Direct meso-Alkynylation of Metalloporphyrins Through Gold Catalysis for Hemoprotein Engineering


  • Part of this work was performed at the Department of Chemistry, California Institute for Quantitative Biosciences (QB3, University of California Berkeley, CA 94720 (USA).). A.N. is grateful for a research fellowship from the German Research Foundation (Deutsche Forschungsgemeinschaft, DFG, NI 1341/1-1). We thank Lars Plate and Charles Hespen for helpful discussions regarding H-NOX protein expression. We thank Prof. Christopher J. Chang (University of California, Berkeley) and Prof. Kim D. Janda for access to the microwave reactors. We are also thankful for the support of Dr.

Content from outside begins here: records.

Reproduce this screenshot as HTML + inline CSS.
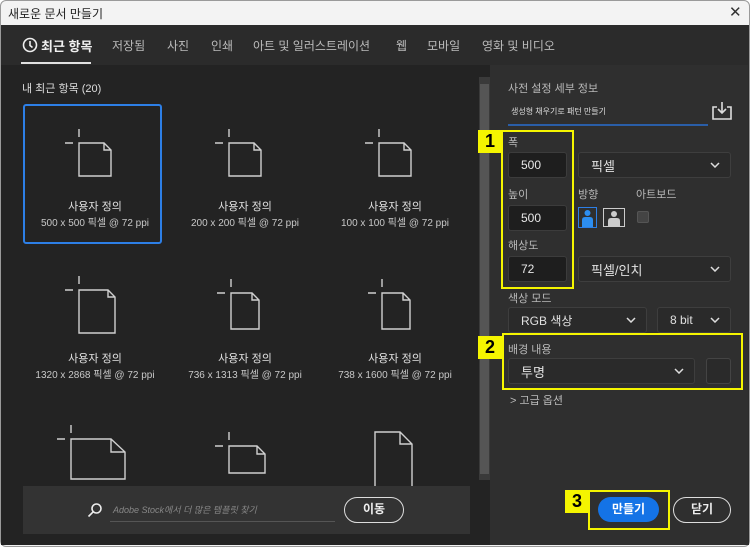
<!DOCTYPE html>
<html><head><meta charset="utf-8"><style>
*{margin:0;padding:0;box-sizing:border-box}
body{width:750px;height:547px;background:#fff;font-family:"Liberation Sans","Noto Sans CJK KR",sans-serif;position:relative;overflow:hidden}
.a{position:absolute}
.t{color:#d0d0d0;font-size:12px;white-space:nowrap}
.lbl{color:#b8b8b8;font-size:11px;position:absolute;white-space:nowrap}
.inp{position:absolute;background:#1e1e1e;border:1px solid #3c3c3c;border-radius:3px;color:#e8e8e8;font-size:12px;padding-left:12px;display:flex;align-items:center}
.sel{position:absolute;background:#2a2a2a;border:1px solid #3e3e3e;border-radius:3px;color:#e0e0e0;font-size:13px;padding-left:12px;display:flex;align-items:center}
.sel svg{position:absolute;right:10px;top:50%;margin-top:-3px}
.tt{position:absolute;text-align:center;width:150px;color:#e0e0e0;font-size:11px}
.ts{position:absolute;text-align:center;width:150px;color:#c8c8c8;font-size:10px}
.yb{position:absolute;border:2px solid #f5f500}
.yn{position:absolute;background:#f5f500;color:#000;font-weight:bold;font-size:18px;text-align:center;line-height:23px}
</style></head><body>
<div class="a" style="left:0;top:0;width:750px;height:547px;border:1px solid #9a9a9a;border-radius:6px;background:#f3f3f3"></div>
<div class="a" style="left:8px;top:5px;font-size:12px;color:#222">새로운 문서 만들기</div>
<div class="a" style="left:729px;top:3px;font-size:15px;color:#333">✕</div>
<div class="a" style="left:1px;top:25px;width:748px;height:520px;background:#2b2b2b"></div>
<svg class="a" style="left:22px;top:37px" width="16" height="16"><circle cx="8" cy="8" r="6.5" fill="none" stroke="#eee" stroke-width="1.6"/><path d="M8 4V8.5L10.5 10.5" stroke="#eee" stroke-width="1.6" fill="none"/></svg>
<div class="a" style="left:41px;top:36px;font-size:13px;color:#f0f0f0;font-weight:bold">최근 항목</div>
<div class="a" style="left:21px;top:62px;width:70px;height:2px;background:#e0e0e0"></div>
<div class="a t" style="left:112px;top:37px;color:#bbb">저장됨</div>
<div class="a t" style="left:167px;top:37px;color:#bbb">사진</div>
<div class="a t" style="left:211px;top:37px;color:#bbb">인쇄</div>
<div class="a t" style="left:253px;top:37px;color:#bbb">아트 및 일러스트레이션</div>
<div class="a t" style="left:396px;top:37px;color:#bbb">웹</div>
<div class="a t" style="left:427px;top:37px;color:#bbb">모바일</div>
<div class="a t" style="left:482px;top:37px;color:#bbb">영화 및 비디오</div>
<div class="a" style="left:1px;top:65px;width:489px;height:480px;background:#232323"></div>
<div class="a" style="left:479px;top:77px;width:11px;height:403px;background:#3a3a3a"></div>
<div class="a" style="left:480px;top:84px;width:9px;height:390px;background:#555"></div>
<div class="a" style="left:22px;top:80px;font-size:11px;color:#ddd">내 최근 항목 (20)</div>
<div class="a" style="left:23px;top:104px;width:139px;height:140px;border:2px solid #2d7fe6;border-radius:3px"></div>
<svg class="a" style="left:0;top:0" width="490" height="547" fill="none" stroke="#cfcfcf" stroke-width="1.4">
<path d="M79 143H104L111 150V176H79Z M104 143V150H111 M65 143H73 M79 129V137"/>
<path d="M229 143H254L261 150V176H229Z M254 143V150H261 M215 143H223 M229 129V137"/>
<path d="M379 143H404L411 150V176H379Z M404 143V150H411 M365 143H373 M379 129V137"/>
<path d="M79 290H108L115 297V333H79Z M108 290V297H115 M65 290H73 M79 276V284"/>
<path d="M231 293H252L259 300V329H231Z M252 293V300H259 M217 293H225 M231 279V287"/>
<path d="M382 293H403L410 300V329H382Z M403 293V300H410 M368 293H376 M382 279V287"/>
<path d="M71 439H111L125 452V479H71Z M111 439V452H125 M57 439H65 M71 425V433"/>
<path d="M229 446H257L265 454V473H229Z M257 446V454H265 M215 446H223 M229 432V440"/>
<path d="M375 486V432H400L412 444V486 M400 432V444H412"/>
</svg>
<div class="tt" style="left:20px;top:198px">사용자 정의</div><div class="ts" style="left:20px;top:214px">500 x 500 픽셀 @ 72 ppi</div>
<div class="tt" style="left:170px;top:198px">사용자 정의</div><div class="ts" style="left:170px;top:214px">200 x 200 픽셀 @ 72 ppi</div>
<div class="tt" style="left:320px;top:198px">사용자 정의</div><div class="ts" style="left:320px;top:214px">100 x 100 픽셀 @ 72 ppi</div>
<div class="tt" style="left:20px;top:350px">사용자 정의</div><div class="ts" style="left:20px;top:366px">1320 x 2868 픽셀 @ 72 ppi</div>
<div class="tt" style="left:170px;top:350px">사용자 정의</div><div class="ts" style="left:170px;top:366px">736 x 1313 픽셀 @ 72 ppi</div>
<div class="tt" style="left:320px;top:350px">사용자 정의</div><div class="ts" style="left:320px;top:366px">738 x 1600 픽셀 @ 72 ppi</div>
<div class="a" style="left:23px;top:486px;width:447px;height:48px;background:#333"></div>
<svg class="a" style="left:87px;top:502px" width="16" height="16" fill="none" stroke="#eee" stroke-width="1.6"><circle cx="9.5" cy="6.5" r="4.5"/><path d="M6.3 9.7L1.5 14.5"/></svg>
<div class="a" style="left:113px;top:503px;font-size:9px;color:#888;font-style:italic">Adobe Stock에서 더 많은 템플릿 찾기</div>
<div class="a" style="left:110px;top:521px;width:225px;height:1px;background:#555"></div>
<div class="a" style="left:344px;top:497px;width:60px;height:26px;border:1.5px solid #ddd;border-radius:13px;color:#eee;font-size:12px;font-weight:bold;text-align:center;line-height:23px">이동</div>
<div class="a" style="left:490px;top:65px;width:258px;height:480px;background:#2f2f2f"></div>
<div class="lbl" style="left:508px;top:80px;font-size:11px">사전 설정 세부 정보</div>
<div class="a" style="left:511px;top:106px;font-size:8px;color:#ddd">생성형 채우기로 패턴 만들기</div>
<div class="a" style="left:508px;top:124px;width:200px;height:2px;background:#2a5ea8"></div>
<svg class="a" style="left:712px;top:101px" width="20" height="20" fill="none" stroke="#ddd" stroke-width="1.6"><path d="M5 6H1V18H19V6H15 M10 1V12 M6 8L10 12L14 8"/></svg>
<div class="lbl" style="left:508px;top:134px">폭</div>
<div class="inp" style="left:508px;top:152px;width:59px;height:26px">500</div>
<div class="sel" style="left:578px;top:152px;width:153px;height:26px">픽셀<svg width="10" height="6"><path d="M1 1L5 5L9 1" stroke="#ddd" stroke-width="1.5" fill="none"/></svg></div>
<div class="lbl" style="left:508px;top:186px">높이</div>
<div class="lbl" style="left:578px;top:186px">방향</div>
<div class="lbl" style="left:636px;top:186px">아트보드</div>
<div class="inp" style="left:508px;top:205px;width:59px;height:26px">500</div>
<div class="a" style="left:578px;top:207px;width:19px;height:21px;border:1px solid #2d7fe6"></div>
<svg class="a" style="left:579px;top:208px" width="17" height="19"><circle cx="8.5" cy="5" r="3" fill="#2d8ef0"/><path d="M3 19V12Q3 9 6 9H11Q14 9 14 12V19Z" fill="#2d8ef0"/></svg>
<div class="a" style="left:603px;top:208px;width:22px;height:19px;border:1px solid #ccc"></div>
<svg class="a" style="left:604px;top:209px" width="20" height="17"><circle cx="10" cy="5" r="3" fill="#ccc"/><path d="M4 17V12Q4 9 7 9H13Q16 9 16 12V17Z" fill="#ccc"/></svg>
<div class="a" style="left:637px;top:211px;width:12px;height:12px;background:#444;border:1px solid #555;border-radius:2px"></div>
<div class="lbl" style="left:508px;top:237px">해상도</div>
<div class="inp" style="left:508px;top:256px;width:59px;height:26px">72</div>
<div class="sel" style="left:578px;top:256px;width:153px;height:26px">픽셀/인치<svg width="10" height="6"><path d="M1 1L5 5L9 1" stroke="#ddd" stroke-width="1.5" fill="none"/></svg></div>
<div class="lbl" style="left:508px;top:290px">색상 모드</div>
<div class="sel" style="left:508px;top:307px;width:139px;height:26px;font-size:12px">RGB 색상<svg width="10" height="6"><path d="M1 1L5 5L9 1" stroke="#ddd" stroke-width="1.5" fill="none"/></svg></div>
<div class="sel" style="left:657px;top:307px;width:74px;height:26px;font-size:12px">8 bit<svg width="10" height="6"><path d="M1 1L5 5L9 1" stroke="#ddd" stroke-width="1.5" fill="none"/></svg></div>
<div class="lbl" style="left:508px;top:341px">배경 내용</div>
<div class="sel" style="left:508px;top:358px;width:187px;height:26px">투명<svg width="10" height="6"><path d="M1 1L5 5L9 1" stroke="#ddd" stroke-width="1.5" fill="none"/></svg></div>
<div class="a" style="left:706px;top:358px;width:25px;height:26px;border:1px solid #444;border-radius:3px;background:#2a2a2a"></div>
<div class="lbl" style="left:510px;top:392px;color:#bbb">&gt; 고급 옵션</div>
<div class="a" style="left:598px;top:497px;width:61px;height:25px;background:#1473e6;border-radius:13px;color:#fff;font-size:12px;font-weight:bold;text-align:center;line-height:25px">만들기</div>
<div class="a" style="left:673px;top:497px;width:58px;height:26px;border:1.5px solid #ddd;border-radius:13px;color:#eee;font-size:12px;font-weight:bold;text-align:center;line-height:23px">닫기</div>
<div class="yb" style="left:501px;top:130px;width:73px;height:159px"></div>
<div class="yn" style="left:478px;top:130px;width:24px;height:23px">1</div>
<div class="yb" style="left:502px;top:333px;width:241px;height:57px"></div>
<div class="yn" style="left:478px;top:336px;width:24px;height:23px">2</div>
<div class="yb" style="left:588px;top:490px;width:82px;height:40px"></div>
<div class="yn" style="left:565px;top:490px;width:24px;height:23px">3</div>
</body></html>
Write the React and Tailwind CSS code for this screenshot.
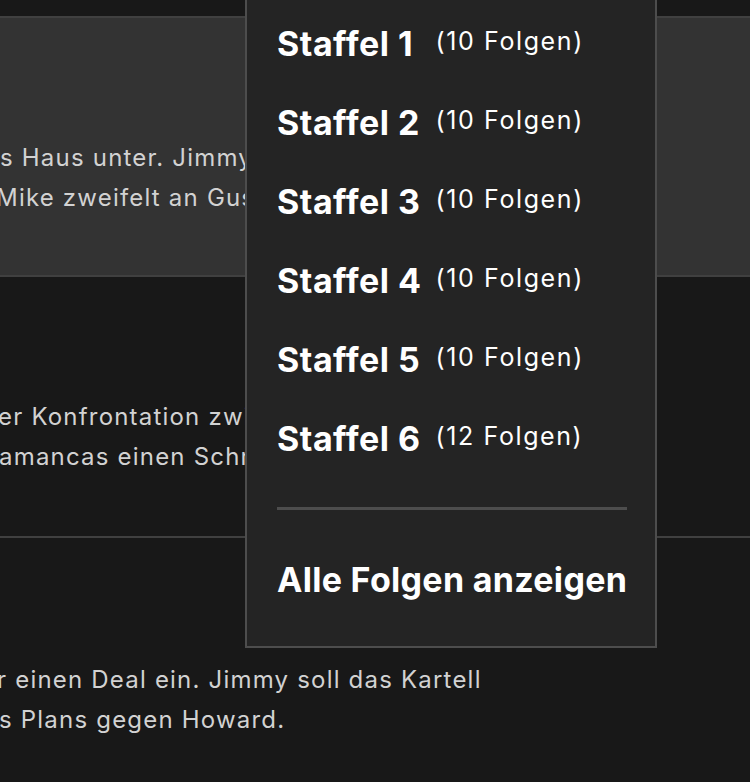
export default function App() {
  const seasons = [
    ["Staffel 1", "(10 Folgen)"],
    ["Staffel 2", "(10 Folgen)"],
    ["Staffel 3", "(10 Folgen)"],
    ["Staffel 4", "(10 Folgen)"],
    ["Staffel 5", "(10 Folgen)"],
    ["Staffel 6", "(12 Folgen)"],
  ];
  const line = "text-[24px] leading-[40px] tracking-[1.2px] text-[#d2d2d2] whitespace-nowrap";
  return (
    <div
      className="relative w-[750px] h-[782px] overflow-hidden bg-[#181818]"
      style={{ fontFamily: "Inter, 'Noto Sans', sans-serif" }}
    >
      <div className="flex flex-col pt-[16px]">
        <div className="h-[2px] bg-[#404040]" />
        {/* Episode 1 (current) */}
        <div className="h-[259px] bg-[#333333] border-b-2 border-[#404040] pt-[120px]">
          <p className={line}>s Haus unter. Jimmy und Kim setzen ihren Plan fort.</p>
          <p className={`${line} ml-[-4px]`}>Mike zweifelt an Gus' Absichten.</p>
        </div>
        {/* Episode 2 */}
        <div className="h-[261px] border-b-2 border-[#404040] pt-[120px]">
          <p className={`${line} ml-[-2px]`}>er Konfrontation zwischen Gus und den</p>
          <p className={`${line} ml-[-1px]`}>amancas einen Schritt voraus zu sein.</p>
        </div>
        {/* Episode 3 */}
        <div className="pt-[122px]">
          <p className={`${line} ml-[-3px]`}>r einen Deal ein. Jimmy soll das Kartell</p>
          <p className={`${line} ml-[-1px]`}>s Plans gegen Howard.</p>
        </div>
      </div>

      {/* Season dropdown */}
      <div className="absolute left-[245px] top-[-20px] w-[412px] h-[668px] bg-[#242424] border-2 border-[#4d4d4d] pl-[30px] pr-[28px] pt-[22px]">
        <div className="grid grid-cols-[auto_1fr] gap-x-[14px]">
          {seasons.map(([s, c]) => (
            <div key={s} className="contents">
              <div className="h-[79px] flex items-center text-[34px] tracking-[0.5px] font-bold text-white whitespace-nowrap">{s}</div>
              <div className="h-[79px] flex items-center text-[25px] tracking-[1.6px] text-white whitespace-nowrap pb-[3px]">{c}</div>
            </div>
          ))}
        </div>
        <div className="mt-[29px] h-[3px] bg-[#4d4d4d]" />
        <div className="mt-[50px] text-[34px] tracking-[0.3px] font-bold text-white whitespace-nowrap leading-[40px]">Alle Folgen anzeigen</div>
      </div>
    </div>
  );
}
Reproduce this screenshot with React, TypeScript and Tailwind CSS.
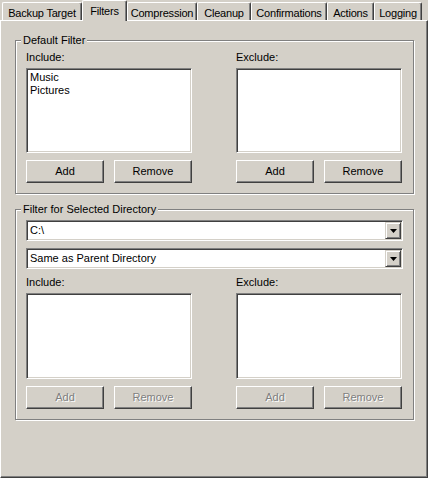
import React from "react";

const font = { fontFamily: '"Liberation Sans", Arial, sans-serif' };

function Tab({ label, w, active }: { label: string; w: string; active?: boolean }) {
  return active ? (
    <div
      className={`${w} relative z-10 -mb-px flex h-[21px] items-start justify-center whitespace-nowrap rounded-t-[2px] border-l border-t border-r border-l-white border-t-white border-r-[#404040] bg-[#d4d0c8] pt-[2px] tracking-[-0.2px] shadow-[inset_-1px_0_0_#808080]`}
    >
      {label}
    </div>
  ) : (
    <div
      className={`${w} flex h-[18px] items-start justify-center whitespace-nowrap rounded-t-[2px] border-l border-t border-r border-l-white border-t-white border-r-[#404040] bg-[#d4d0c8] pt-[2px] tracking-[-0.2px] shadow-[inset_-1px_0_0_#808080]`}
    >
      {label}
    </div>
  );
}

function Button({ label, disabled }: { label: string; disabled?: boolean }) {
  return (
    <div className="flex h-[23px] items-center justify-center border border-l-white border-t-white border-r-[#404040] border-b-[#404040] bg-[#d4d0c8] shadow-[inset_-1px_-1px_0_#808080]">
      <span className={disabled ? "text-[#808080] [text-shadow:1px_1px_0_#fff]" : "text-black"}>{label}</span>
    </div>
  );
}

function ListBox({ items, h }: { items: string[]; h: string }) {
  return (
    <div
      className={`${h} border border-l-[#808080] border-t-[#808080] border-r-white border-b-white bg-white px-[3px] py-[2px] shadow-[inset_1px_1px_0_#404040,inset_-1px_-1px_0_#d4d0c8]`}
    >
      {items.map((i) => (
        <div key={i} className="h-[13px] leading-[13px]">
          {i}
        </div>
      ))}
    </div>
  );
}

function Combo({ value }: { value: string }) {
  return (
    <div className="flex h-[21px] items-center border border-l-[#808080] border-t-[#808080] border-r-white border-b-white bg-white p-px shadow-[inset_1px_1px_0_#404040,inset_-1px_-1px_0_#d4d0c8]">
      <div className="flex-1 pl-[2px] leading-[13px]">{value}</div>
      <div className="flex h-[17px] w-[16px] items-center justify-center border border-l-[#d4d0c8] border-t-[#d4d0c8] border-r-[#404040] border-b-[#404040] bg-[#d4d0c8] shadow-[inset_1px_1px_0_#fff,inset_-1px_-1px_0_#808080]">
        <svg width="7" height="4" viewBox="0 0 7 4">
          <path d="M0 0h7L3.5 4z" fill="#000" />
        </svg>
      </div>
    </div>
  );
}

function Group({ title, children, cls }: { title: string; children: React.ReactNode; cls: string }) {
  return (
    <div className={`relative border border-[#808080] shadow-[inset_1px_1px_0_#fff,1px_1px_0_#fff] ${cls}`}>
      <div className="absolute left-[5px] top-[-7px] bg-[#d4d0c8] px-[2px] leading-[13px]">{title}</div>
      {children}
    </div>
  );
}

function Columns({ disabled, listH, items }: { disabled?: boolean; listH: string; items: [string[], string[]] }) {
  return (
    <div className="grid grid-cols-[166px_166px] gap-x-[44px]">
      {(["Include:", "Exclude:"] as const).map((lbl, idx) => (
        <div key={lbl} className="flex flex-col">
          <div className="h-[13px] leading-[13px]">{lbl}</div>
          <div className="mt-[4px]">
            <ListBox items={items[idx]} h={listH} />
          </div>
          <div className="mt-[7px] grid grid-cols-[78px_78px] gap-x-[10px]">
            <Button label="Add" disabled={disabled} />
            <Button label="Remove" disabled={disabled} />
          </div>
        </div>
      ))}
    </div>
  );
}

export default function App() {
  return (
    <div className="h-[478px] w-[428px] overflow-hidden bg-[#d4d0c8] text-[11px] text-black" style={font}>
      <div className="flex h-[20px] items-end pl-[2px]">
        <Tab label="Backup Target" w="w-[80px]" />
        <Tab label="Filters" w="w-[45px]" active />
        <Tab label="Compression" w="w-[70px]" />
        <Tab label="Cleanup" w="w-[54px]" />
        <Tab label="Confirmations" w="w-[76px]" />
        <Tab label="Actions" w="w-[47px]" />
        <Tab label="Logging" w="w-[48px]" />
      </div>
      <div className="h-[458px] border border-l-white border-t-white border-r-[#404040] border-b-[#404040] pl-[14px] pt-[19px] shadow-[inset_-1px_-1px_0_#808080]">
        <div className="w-[399px]">
          <Group title="Default Filter" cls="px-[10px] pb-[10px] pt-[10px]">
            <Columns listH="h-[85px]" items={[["Music", "Pictures"], []]} />
          </Group>
          <Group title="Filter for Selected Directory" cls="mt-[15px] px-[10px] pb-[10px] pt-[10px]">
            <Combo value="C:\" />
            <div className="mt-[7px]">
              <Combo value="Same as Parent Directory" />
            </div>
            <div className="mt-[7px]">
              <Columns disabled listH="h-[86px]" items={[[], []]} />
            </div>
          </Group>
        </div>
      </div>
    </div>
  );
}
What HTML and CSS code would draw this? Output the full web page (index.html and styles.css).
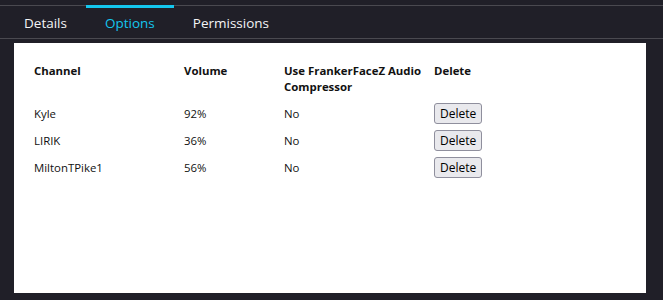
FILE: index.html
```html
<!doctype html>
<html lang="en">
<head>
  <meta charset="UTF-8">
  <meta name="viewport" content="width=device-width, initial-scale=1.0">
  <title>Channel options</title>
  <link rel="stylesheet" href="styles.css">
</head>

<body>
  <nav class="tabs">
    <a class="tab">Details</a>
    <a class="tab active">Options</a>
    <a class="tab">Permissions</a>
  </nav>

  <main class="panel">
    <table class="channels">
      <thead>
        <tr>
          <th class="col-channel">Channel</th>
          <th class="col-volume">Volume</th>
          <th class="col-comp">Use FrankerFaceZ Audio Compressor</th>
          <th>Delete</th>
        </tr>
      </thead>
      <tbody>
        <tr>
          <td>Kyle</td>
          <td>92%</td>
          <td>No</td>
          <td><button>Delete</button></td>
        </tr>
        <tr>
          <td>LIRIK</td>
          <td>36%</td>
          <td>No</td>
          <td><button>Delete</button></td>
        </tr>
        <tr>
          <td>MiltonTPike1</td>
          <td>56%</td>
          <td>No</td>
          <td><button>Delete</button></td>
        </tr>
      </tbody>
    </table>
  </main>
</body>
</html>
```

FILE: styles.css
```css
*{
  box-sizing: border-box;
}

body{
  margin: 0;
  height: 300px;
  overflow: hidden;
  font-family: "Open Sans", "Noto Sans", Arial, sans-serif;
  background-color: #201f28;
}

.tabs{
  display: flex;
  margin-top: 5px;
  padding-left: 5px;
  height: 34px;
  border-top: 1px solid #4a4950;
  border-bottom: 1px solid #4a4950;
}

.tab{
  margin-top: -1px;
  padding: 0 19px;
  line-height: 31px;
  color: #f4f4f6;
  font-size: 13.5px;
  font-weight: 500;
  border-top: 3px solid transparent;
}

.tab.active{
  color: #14c6ee;
  border-top-color: #14c6ee;
}

.panel{
  margin: 4px 17px 0 14px;
  padding: 20px 20px;
  height: 250px;
  background: #fff;
}

.channels{
  border-collapse: collapse;
  color: #111;
  font-size: 11.4px;
  line-height: 16px;
}

.channels th{
  padding: 0 0 5px;
  text-align: left;
  vertical-align: top;
}

.channels td{
  padding: 3px 0;
  height: 27px;
}

.col-channel{
  width: 150px;
}

.col-volume{
  width: 100px;
}

.col-comp{
  width: 150px;
}

button{
  padding: 0 5px;
  height: 21px;
  font-family: inherit;
  font-size: 12px;
  color: #000;
  background: #e9e9ed;
  border: 1px solid #8f8f9d;
  border-radius: 3px;
}
```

Rita Nichiporuk (University of California, Berkeley) for mass spectrometry and Dr. Laura Pasternack for NMR spectroscopy. This is manuscript no. 23004 from The Scripps Research Institute.


A method was developed for the direct functionalization of metalloporphyrins at the methine protons (meso positions) to yield asymmetric alkynylated derivatives by using gold catalysis and hypervalent iodine reagents. This single-step procedure was applied to b-type heme and the product was incorporated into a gas-sensor heme protein. The terminal alkyne allows fluorophore labeling through copper(I)-catalyzed azide–alkyne cycloaddition (CuAAC). Hemoproteins with this type of engineered cofactor have several potential applications in labeling and imaging technologies. Additionally, the alkyne provides a handle for modulating porphyrin electron density, which affects cofactor redox potential and ligand affinity. This method will be helpful for investigating the chemistry of natural heme proteins and for designing artificial variants with altered properties and reactivities.